When my daughter first entered my life, I had been treading water in a sea of desperation, doing all I could to make it to the shores of parenthood. The obstacles in my way, trying to pull me under, drowning my dream of motherhood, included years of infertility, invasive procedures and surgeries, adoption classes, piles of paperwork, and thousands of dollars.
Until one day, exhausted and gasping for breath, I got a call about a three-month-old baby girl who needed a mamma.
I couldn’t have been more elated.
The second she made me a mamma, I was full to the brim with love for her. Like a heart eyed emoji.
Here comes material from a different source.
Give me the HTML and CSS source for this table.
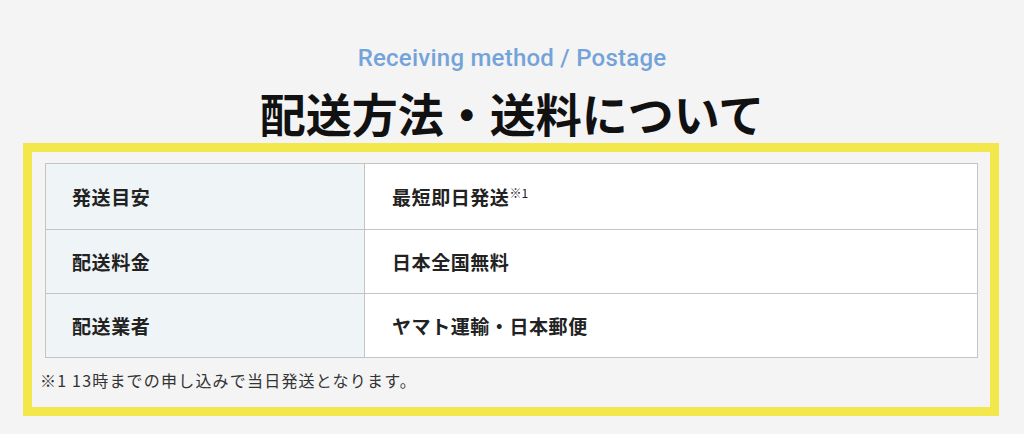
FILE: index.html
```html
<!DOCTYPE html>
<html lang="ja">
<head>
    <meta charset="UTF-8">
    <meta name="viewport" content="width=device-width, initial-scale=1.0">
    <title>配送方法・送料について</title>
    <link rel="stylesheet" href="styles.css">
</head>
<body>

<section class="shipping">
    <p class="shipping-sub">Receiving method / Postage</p>
    <h2 class="shipping-title">配送方法・送料について</h2>

    <div class="shipping-box">
        <table class="shipping-table">
            <tr class="row-first">
                <th>発送目安</th>
                <td>最短即日発送<sup>※1</sup></td>
            </tr>
            <tr>
                <th>配送料金</th>
                <td>日本全国無料</td>
            </tr>
            <tr>
                <th>配送業者</th>
                <td>ヤマト運輸・日本郵便</td>
            </tr>
        </table>
        <p class="shipping-note">※1 13時までの申し込みで当日発送となります。</p>
    </div>
</section>

</body>
</html>
```

FILE: styles.css
```css
body {
    font-family: "Noto Sans CJK JP", "Noto Sans", sans-serif;
    background-color: #f4f4f4;
    color: #222;
    margin: 0;
}
.shipping {
    padding-top: 44px;
}
.shipping-sub {
    margin: 0;
    text-align: center;
    font-family: Roboto, "Noto Sans", sans-serif;
    font-weight: 500;
    font-size: 24px;
    line-height: 28px;
    letter-spacing: 0.01em;
    color: #74a3d9;
}
.shipping-title {
    margin: 10px 0 0;
    text-align: center;
    font-size: 46px;
    line-height: 61px;
    font-weight: 700;
    color: #111;
}
.shipping-box {
    width: 976px;
    margin-left: 23px;
    box-sizing: border-box;
    border: 9px solid #f2e84b;
    padding: 11px 12px 14px 13px;
}
.shipping-table {
    width: 100%;
    border-collapse: collapse;
    border: 1px solid #c4c4c4;
    font-size: 19px;
    line-height: 27px;
    letter-spacing: 0.03em;
}
.shipping-table th,
.shipping-table td {
    border: 1px solid #c4c4c4;
    padding: 18px 26px;
    text-align: left;
    font-weight: 700;
    color: #222;
}
.shipping-table .row-first th,
.shipping-table .row-first td {
    padding-top: 19px;
    padding-bottom: 19px;
}
.shipping-table th {
    width: 266px;
    background-color: #eff4f7;
}
.shipping-table td {
    background-color: #fff;
    padding-left: 27px;
}
.shipping-table sup {
    font-size: 12px;
    line-height: 0;
    font-weight: 400;
    letter-spacing: 0;
}
.shipping-note {
    margin: 10px 0 0 -5px;
    font-size: 16px;
    line-height: 25px;
    letter-spacing: 0.075em;
    color: #333;
}
```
A few years later, having realized this motherhood thing fit me like the perfect pair of jeans, I decided to grow my family by adopting another little girl. My second daughter entered my life when she was a week shy of six months old. Upon learning about her, I felt deep deep love for her, and the feeling of love followed me through the first few weeks of her entering my arms.
Then something changed.
My new daughter was gorgeous and funny and smart and healthy. She was the kind of baby most adoptive parents dream of adopting. But as the newness of her faded, so did my feelings of love. I learned later that this is part of the bonding process, and that it’s normal for adoptive parents to struggle with this, but at the time I felt like a total failure.
My waning love for my new child had me shocked and feeling inadequate and, at times, hopeless.
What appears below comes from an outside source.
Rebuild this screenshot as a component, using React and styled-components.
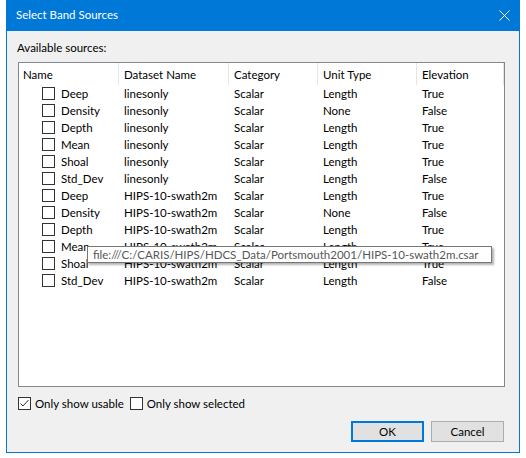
import React from 'react'
import styled, { createGlobalStyle } from 'styled-components'

const GlobalStyle = createGlobalStyle`
  body {
    margin: 0;
    background: #ffffff;
    font-family: Lato, "Noto Sans", sans-serif;
    font-size: 11.5px;
    color: #000;
  }
`

const rows = [
  { name: 'Deep', dataset: 'linesonly', unit: 'Length', elev: 'True' },
  { name: 'Density', dataset: 'linesonly', unit: 'None', elev: 'False' },
  { name: 'Depth', dataset: 'linesonly', unit: 'Length', elev: 'True' },
  { name: 'Mean', dataset: 'linesonly', unit: 'Length', elev: 'True' },
  { name: 'Shoal', dataset: 'linesonly', unit: 'Length', elev: 'True' },
  { name: 'Std_Dev', dataset: 'linesonly', unit: 'Length', elev: 'False' },
  { name: 'Deep', dataset: 'HIPS-10-swath2m', unit: 'Length', elev: 'True' },
  { name: 'Density', dataset: 'HIPS-10-swath2m', unit: 'None', elev: 'False' },
  { name: 'Depth', dataset: 'HIPS-10-swath2m', unit: 'Length', elev: 'True' },
  { name: 'Mean', dataset: 'HIPS-10-swath2m', unit: 'Length', elev: 'True' },
  { name: 'Shoal', dataset: 'HIPS-10-swath2m', unit: 'Length', elev: 'True' },
  { name: 'Std_Dev', dataset: 'HIPS-10-swath2m', unit: 'Length', elev: 'False' },
]

const CheckBox = ({ checked }) => (
  <Box>
    {checked && (
      <svg width="11" height="11" viewBox="0 0 11 11">
        <polyline points="1.5,5.5 4,8 9.5,2" fill="none" stroke="#333" strokeWidth="1" />
      </svg>
    )}
  </Box>
)

const App = () => {
  return (
    <>
      <GlobalStyle />
      <Window>
        <TitleBar>
          <span>Select Band Sources</span>
          <svg width="11" height="11" viewBox="0 0 11 11">
            <path d="M0.5 0.5 L10.5 10.5 M10.5 0.5 L0.5 10.5" stroke="#fff" strokeWidth="1" />
          </svg>
        </TitleBar>
        <Body>
          <Label>Available sources:</Label>
          <ListBox>
            <Header>
              <HeadCell first>Name</HeadCell>
              <HeadCell>Dataset Name</HeadCell>
              <HeadCell>Category</HeadCell>
              <HeadCell>Unit Type</HeadCell>
              <HeadCell>Elevation</HeadCell>
            </Header>
            {rows.map((r, i) => (
              <Row key={i}>
                <NameCell>
                  <CheckBox />
                  <span>{r.name}</span>
                </NameCell>
                <Cell>{r.dataset}</Cell>
                <Cell>Scalar</Cell>
                <Cell>{r.unit}</Cell>
                <Cell>{r.elev}</Cell>
              </Row>
            ))}
            <Tooltip>file:///C:/CARIS/HIPS/HDCS_Data/Portsmouth2001/HIPS-10-swath2m.csar</Tooltip>
          </ListBox>
          <Options>
            <Option>
              <CheckBox checked />
              <span>Only show usable</span>
            </Option>
            <Option>
              <CheckBox />
              <span>Only show selected</span>
            </Option>
          </Options>
          <Buttons>
            <Button primary>OK</Button>
            <Button>Cancel</Button>
          </Buttons>
        </Body>
      </Window>
    </>
  )
}

export default App

const cols = '100px 110px 89px 99px 87px'

const Window = styled.div`
  margin-left: 6px;
  width: 514px;
  height: 453px;
  box-sizing: border-box;
  border: 1px solid #0078d7;
  border-top: none;
  display: flex;
  flex-direction: column;
`
const TitleBar = styled.div`
  height: 31px;
  flex: none;
  background: #0078d7;
  color: #fff;
  display: flex;
  align-items: center;
  justify-content: space-between;
  padding: 0 9px 1px 9px;
  box-sizing: border-box;
  span { line-height: 16px; }
`
const Body = styled.div`
  flex: 1;
  background: #f0f0f0;
  display: flex;
  flex-direction: column;
`
const Label = styled.div`
  margin: 9px 0 0 10px;
  line-height: 16px;
`
const ListBox = styled.div`
  position: relative;
  margin: 6px 0 0 11px;
  width: 487px;
  height: 325px;
  box-sizing: border-box;
  border: 1px solid #828790;
  background: #fff;
`
const Header = styled.div`
  display: grid;
  grid-template-columns: ${cols};
  height: 22px;
`
const HeadCell = styled.div`
  display: flex;
  align-items: center;
  padding-left: ${(p) => (p.first ? 4 : 5)}px;
  border-right: 1px solid #e5e5e5;
`
const Row = styled.div`
  display: grid;
  grid-template-columns: ${cols};
  height: 17px;
  align-items: center;
`
const NameCell = styled.div`
  display: flex;
  align-items: center;
  gap: 6px;
  padding-left: 23px;
  white-space: nowrap;
`
const Cell = styled.div`
  padding-left: 5px;
  white-space: nowrap;
`
const Box = styled.div`
  width: 13px;
  height: 13px;
  flex: none;
  box-sizing: border-box;
  border: 1px solid #333;
  background: #fff;
  display: flex;
  align-items: center;
  justify-content: center;
`
const Tooltip = styled.div`
  position: absolute;
  left: 68px;
  top: 183px;
  width: 405px;
  height: 17px;
  box-sizing: border-box;
  border: 1px solid #767676;
  background: #fff;
  color: #575757;
  padding-left: 5px;
  line-height: 15px;
  box-shadow: 2px 2px 2px rgba(0, 0, 0, 0.3);
  white-space: nowrap;
`
const Options = styled.div`
  display: flex;
  gap: 6px;
  margin: 9px 0 0 11px;
`
const Option = styled.label`
  display: flex;
  align-items: center;
  gap: 4px;
  line-height: 15px;
`
const Buttons = styled.div`
  display: flex;
  justify-content: flex-end;
  gap: 7px;
  margin-top: 10px;
  padding-right: 15px;
`
const Button = styled.button`
  width: 73px;
  height: 21px;
  box-sizing: border-box;
  background: #e1e1e1;
  border: ${(p) => (p.primary ? '2px solid #0078d7' : '1px solid #adadad')};
  font: inherit;
  color: #000;
  padding: 0;
`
Maybe you’ve had a feeling like this, like there is someone in your life you’re “supposed” to love—a parent, a sibling, a spouse, a child—but you just find it so hard.
The gap between what you are “supposed” to feel for that person and what you actually feel has you feeling desperate and hopeless and maybe even badly about yourself.
That’s how I felt with my daughter.
During those early months I found myself in tears, on my knees before God, searching for a way to love my daughter well. I wanted that emotional connection I thought I was missing. Then I remember the verses in the Bible that talk about what exactly love is:
“Love is patient, love is kind. It does not envy, it does not boast, it is not proud. It does not dishonor others, it is not self-seeking, it is not easily angered, it keeps no record of wrongs. Love does not delight in evil but rejoices with the truth. It always protects, always trusts, always hopes, always perseveres.”
I looked up the words and read and re-read them and began to realize:
Love has very little to do with emotion, and everything to do with action.
As I read the words it was as though God was saying to me, “Heather, your love for your daughter is not found in the emotions you feel towards her, but in your actions towards her.”
From that moment on I held tight to these truths of what love is.
I began to see my relationship with my daughter as one full of hope.
And as I made a choice to really and truly love my daughter by being kind and patient and seeking what is best for her and protecting her and never giving up on her, my emotional feelings of love grew and grew.
Today my second born daughter is almost five years old.
And hey, I’ll be honest, there are days when the feelings I have towards her are anything but warm and loving. Some relationships in our lives are harder than others.
But I know now what real, true love is.
And everyday, especially on the tough days, I’m grateful to be able to love my daughter well by the ways in which I treat her and respond to her, despite how I’m feeling.
Because I am her mother, and she is my daughter, and I love her.